The PERM Takeaway: While denaturalization cases target naturalized citizens rather than PERM applicants directly, this aggressive stance should alarm any employer sponsoring foreign nationals. The message is clear: immigration scrutiny doesn't end at green card approval or even citizenship. Employers must emphasize accuracy and completeness throughout the entire PERM and adjustment process. Any inconsistencies, omissions, or errors no matter how minor they seem can become ammunition years later. Work with experienced immigration counsel, maintain meticulous documentation, and counsel employees about the critical importance of truthfulness at every stage. In today's environment, "good enough" paperwork isn't good enough anymore.

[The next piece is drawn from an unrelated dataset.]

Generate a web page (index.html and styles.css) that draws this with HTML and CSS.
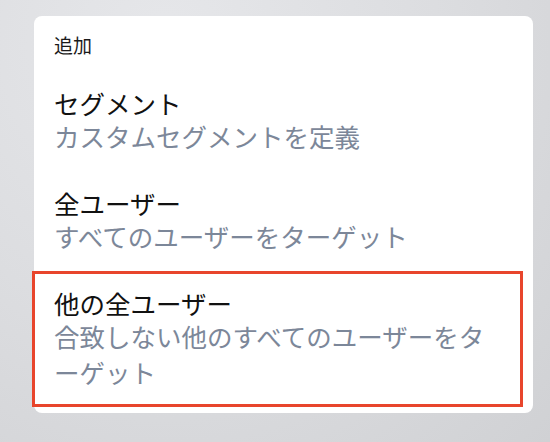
FILE: index.html
```html
<html>
    <head>
        <meta charset="utf-8">
        <title>追加</title>
        <link rel="stylesheet" href="styles.css">
    </head>

    <body>
        <div class="menu">
            <div class="menu-title">追加</div>
            <ul>
                <li class="menu-item">
                    <div class="item-name">セグメント</div>
                    <div class="item-desc">カスタムセグメントを定義</div>
                </li>
                <li class="menu-item">
                    <div class="item-name">全ユーザー</div>
                    <div class="item-desc">すべてのユーザーをターゲット</div>
                </li>
                <li class="menu-item selected">
                    <div class="item-name">他の全ユーザー</div>
                    <div class="item-desc">合致しない他のすべてのユーザーをターゲット</div>
                </li>
            </ul>
        </div>
    </body>
</html>
```

FILE: styles.css
```css
html{
    height: 100%;
}

body{
    margin: 0;
    height: 100%;
    overflow: hidden;
    font-family: "Noto Sans CJK JP", "Noto Sans", sans-serif;
    background: radial-gradient(ellipse at 30% 10%, #e6e7ea 0%, #dcdde0 50%, #d0d1d4 100%);
    padding: 16px 17px 0 34px;
    box-sizing: border-box;
}

ul{
    list-style: none;
    margin: 0;
    padding: 0;
}

.menu{
    background: #fff;
    border-radius: 8px;
    padding: 16px 0 6px 0;
    height: 397px;
    box-sizing: border-box;
}

.menu-title{
    font-size: 19px;
    line-height: 26px;
    color: #1a1a1a;
    padding: 0 20px;
    margin-bottom: 13px;
}

.menu-item{
    padding: 17px 20px;
}

.item-name{
    font-size: 25.5px;
    line-height: 30px;
    color: #111;
}

.item-desc{
    font-size: 25.5px;
    line-height: 36px;
    color: #7c8799;
}

.selected{
    border: 3px solid #e8452c;
    margin: 0 10px 0 -2px;
    padding: 14px 20px 14px 19px;
}
```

Shareholders to Corporate Giants: Explain Your Immigration Math
A shareholder group is demanding that Amazon, Walmart, and Alphabet disclose how Trump's immigration policies including a shocking new $100,000 H-1B visa approval fee are impacting their operations and bottom lines. SOC Investment Group argues that rising hiring costs and potential labor shortages pose material financial risks that investors deserve to understand. The group is also asking how immigration raids are disrupting trucking and agricultural supply chains. If the companies refuse to include these proposals on next year's proxy ballots, litigation may follow.
The PERM Takeaway: When shareholders start asking hard questions about immigration policy impacts, you know workforce immigration has moved from HR issue to boardroom concern. That rumored $100,000 H-1B fee isn't just a policy proposal, it's a potential business model destroyer for companies relying on foreign talent pipelines. For employers, this is a wake-up call to audit your immigration dependencies and costs. How many H-1B renewals do you process annually? What would a six-figure fee per approval do to your hiring budget? More importantly, are you investing enough in PERM sponsorships to convert H-1B workers to permanent residents before fee structures make nonimmigrant visas financially untenable? The math is changing fast, and companies that don't adapt their immigration strategies to this new reality risk both talent losses and shareholder backlash.

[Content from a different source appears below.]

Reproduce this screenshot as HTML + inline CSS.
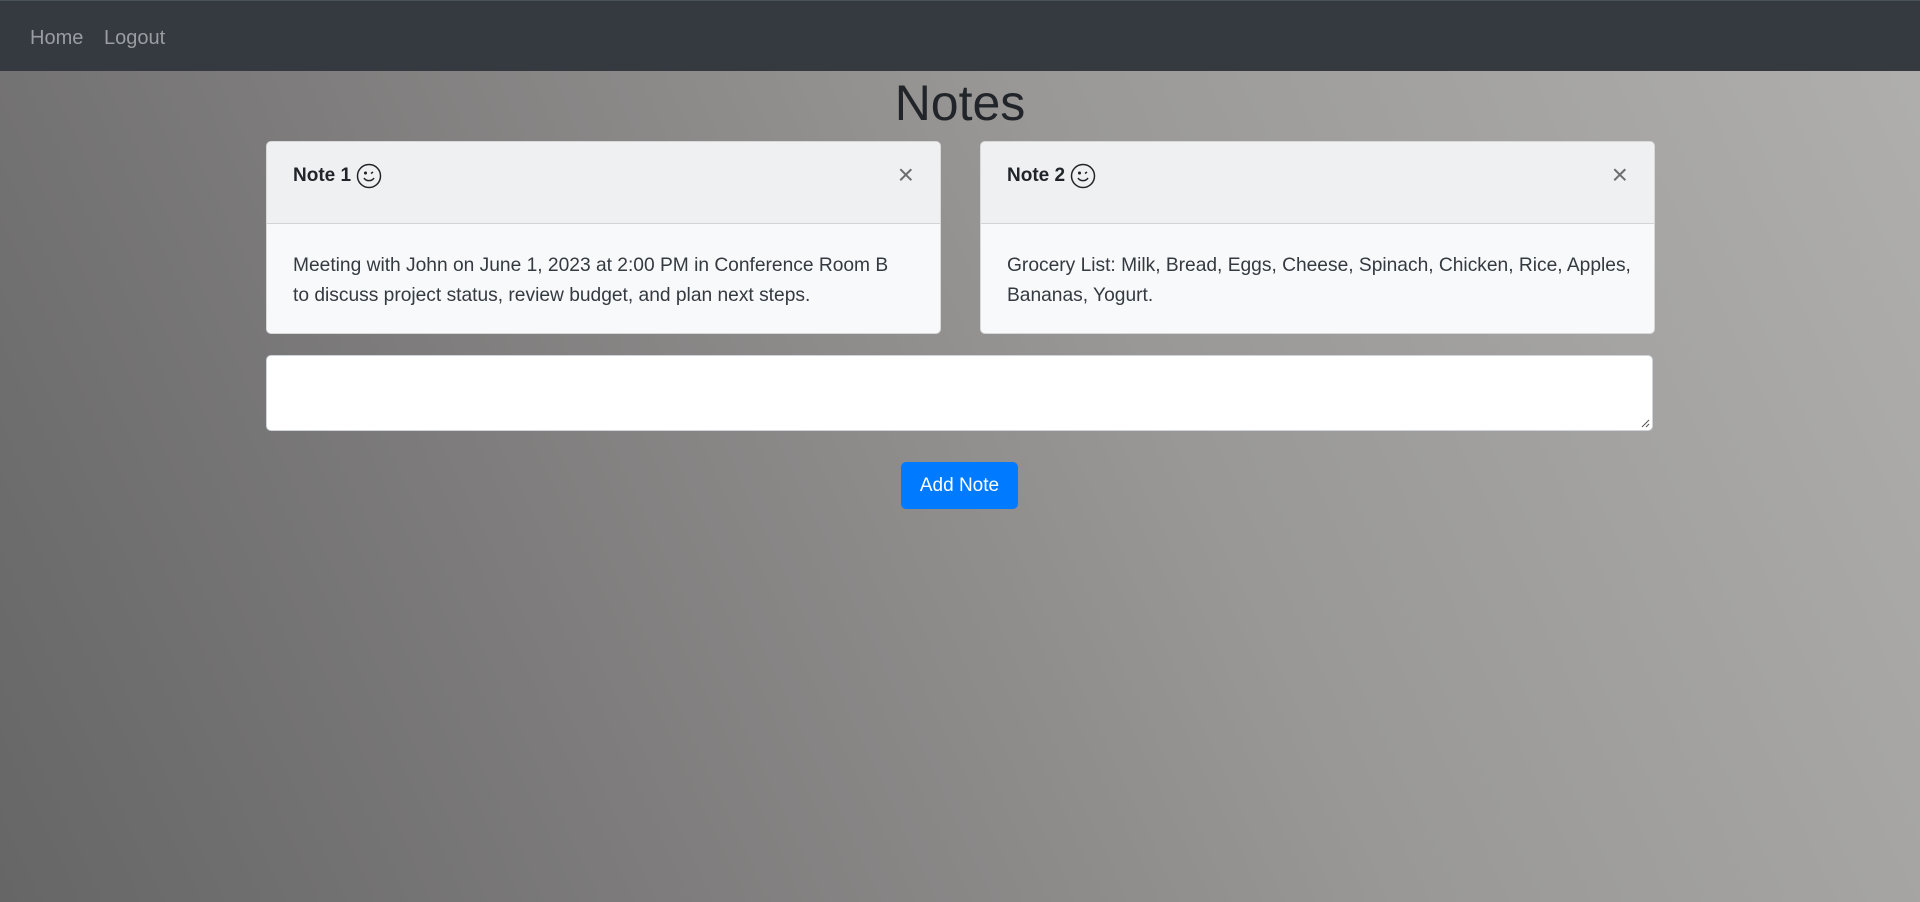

Bottom Line: This week's headlines read like an immigration policy blitz: programs suspended, travel bans doubled, denaturalization ramped up, and potential six-figure visa fees looming. For PERM-dependent employers, the through line is unmistakable stability and predictability in workforce immigration are evaporating. The only rational response? Accelerate PERM processes, diversify recruitment strategies, document everything obsessively, and prepare for immigration costs and timelines to get worse before they get better. In an environment this volatile, proactive green card sponsorship isn't just smart HR....it's survival strategy.